The publication of The Relate Guide to Sex in Loving Relationships didn't exactly go down a storm with rightwingers. Neither did Mr French's continual campaigning to amend the divorce law, which, early on, met resistance from a certain John Redwood, then a little-known Secretary of State for Wales. It is a source of pride for French that the issue Relate campaigned on - abolition of fault-based "quickie" divorces, in which one partner sues the other - was recently endorsed in the Lord Chancellor's white paper on divorce.

"We've got deeply ingrained habits about divorce being an adversarial business. There's a gut reflex: we've got to pin the bastard because he walked out on her. But probably something led to that happening. And in any event, what do you achieve by trying to pin the bastard?

"Three-quarters of divorces use the fault grounds because it's the quickest way. So one of the partners finds themselves on the receiving end of a catalogue of their misdemeanours, drawn up by a solicitor and often unsubstantiated, containing things that the partners have never said to each other. We pick up the pieces of couples who were prepared to set about ending their marriage in a reasonably adult way, but the law intervened and created divisions between them. And all this is in the face of research which agrees that the best environment for children is one that is free of conflict."

French has also argued for the legalisation of re-marriage in church, another issue not likely to endear him to the right. He argued for it in the unlovely language in which counselling agencies tend to express themselves in public. In a letter to this paper, for example, in 1994, he wrote:"Men and women continue to seek and need a lasting commitment to one other person as the baseline from which they can manage their relationship with a complex and changing world."

If the terms in which this was expressed smacks of committee-speak, of the bleak realms of the efficiency report and the human resources strategy, then this only tallies with a view that French still holds: marriage is a "thoroughly practical arrangement" - good business sense. He is quick to stress that that's not all he thinks it is. It's just, he believes, the aspect of marriage - or rather, of established relationships - with which Relate can most effectively busy itself.

"The assumption that Relate only works with married couples is not really out and about any more," he says, understating the case. "We very much believe in marriage. We also recognise that people make choices outside marriage. But that doesn't mean that marriage doesn't have a socially useful purpose, which it clearly does. Most adult couples still get married. A very high proportion of people who get divorced get married again."

When I met David French, it was not at Relate's functional head office in Rugby but at a lavish Victorian hotel with its own rolling and sculptured grounds in the Hampshire countryside. He was in the middle of a four- week conference run by the Cabinet office under the title, The Top Management Programme. French and a number of other high-flyers - a sales director for British Airways, a lawyer in the Department of Trade and Industry, someone from Taylor Woodrow - had gathered to hear lectures, form discussion groups and give talks. "Everybody's learning a great deal from each other," he assured me, as we adjourned to the sunny garden beside the croquet lawn.

For all the modernising, there's at least one sense in which David French has put Relate back in touch with its founding principles. "It's interesting if you look at the original 1938 constitution," he says. "It's all about education and research and it doesn't say anything about counselling, whereas more than 90 per cent of Relate's work today is counselling." In October 1993, Relate established a research unit at Newcastle University - the Relate Centre for Family Studies.

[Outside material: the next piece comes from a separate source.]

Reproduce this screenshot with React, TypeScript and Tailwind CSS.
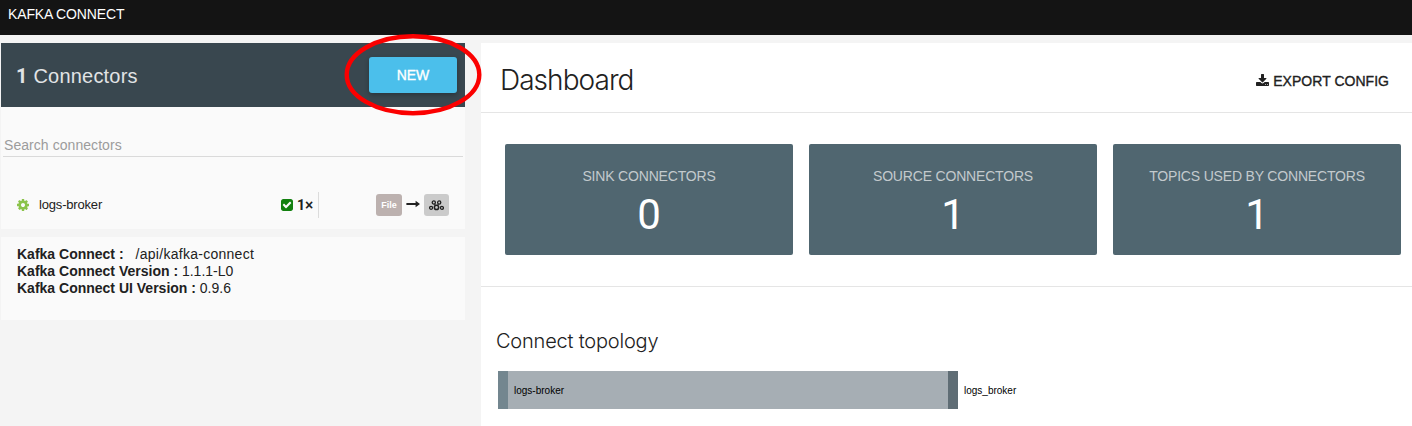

Later this year, the Centre will report on marriage in the 1990s and Relate's own work.

"The study is going to ask: 'Do we make a difference?' Not only in the sense of whether couples stay in their marriages after coming to see us. This is a false assumption people have, that we have an objective to put marriages back together again. We don't have an objective other than to provide a safe environment in which couples can make that choice for themselves. The unduly vocal, right-wing lobby has tended to deduce from that that we're indifferent, but this is absurd. If a couple leaves us together and happy, then that's a result. If they leave us apart but less unhappy, that's a result, too."

French's own parents had, he said, "a marriage as happy as it was possible to imagine. I was terribly lucky in that respect." He grew up in west Dorset. His father was a naval officer who had joined up at the astonishingly young age of 12. He was also a devout Christian. "I didn't grow up with his single-mindedness," French says. "The only thing I was single-minded about was that I didn't want to be a naval officer. Luckily I had a brother who did and family honour was satisfied. I grew up surrounded by the navy and it was quite hard for me to establish what other kind of identity was possible."

After graduating, he worked in the brewing industry and then headed off into the voluntary sector. He had jobs with the National Council of Voluntary Organisations, the Royal National Institute for the Deaf, and the Children's Society. He then became director of what was yet to be known as Relate. "I suppose there is a path here: from working with children who had the experience of family breakdown somewhere in their past, to working with the family breakdown itself."

Of course, the question one most wants to ask David French concerns his own marital status. It would satisfy some media and political characterisations of him to learn that he lived in a tepee in Wales and enjoyed a variety of loosely sanctioned relationships within a community of virility worshippers. Sadly, perhaps, this is not the case. He responds to the question crisply - in the manner of someone who gets asked it a lot. "I'm married," he says. "I'm married to my first wife. I'm happily married. And we have four children."

He is still, to some extent, a sceptic. "There never was a golden age of marriage," he says at one point. "People talk about going back to basics. There are no basics to go back to in this field." But, for his own part, he confesses, "I think a public statement is very much part of the deal."

He was married to a bishop's daughter in Carlisle Cathedral by his godfather, "a clergyman who had a wonderful sense of the dramatic. When we got to the line, 'Those whom God has joined together let no man put asunder', in a way which took most of the congregation by surprise and in a manner quite at odds with the way he'd conducted the rest of the service, he simply boomed this at the assembled company. It had a particular effect because around the galleries of the cathedral were members of the public who had turned out to see the bishop's daughter married, and one had the sense that the clergyman was talking to the world as well as the people he was marrying."

This recollection prompts French to reflect: "There's nothing left of the institution these days other than the way in which it fulfils people's individual needs and expectations."

He sounds slightly rueful as he says it. A traditionalist after all, perhaps.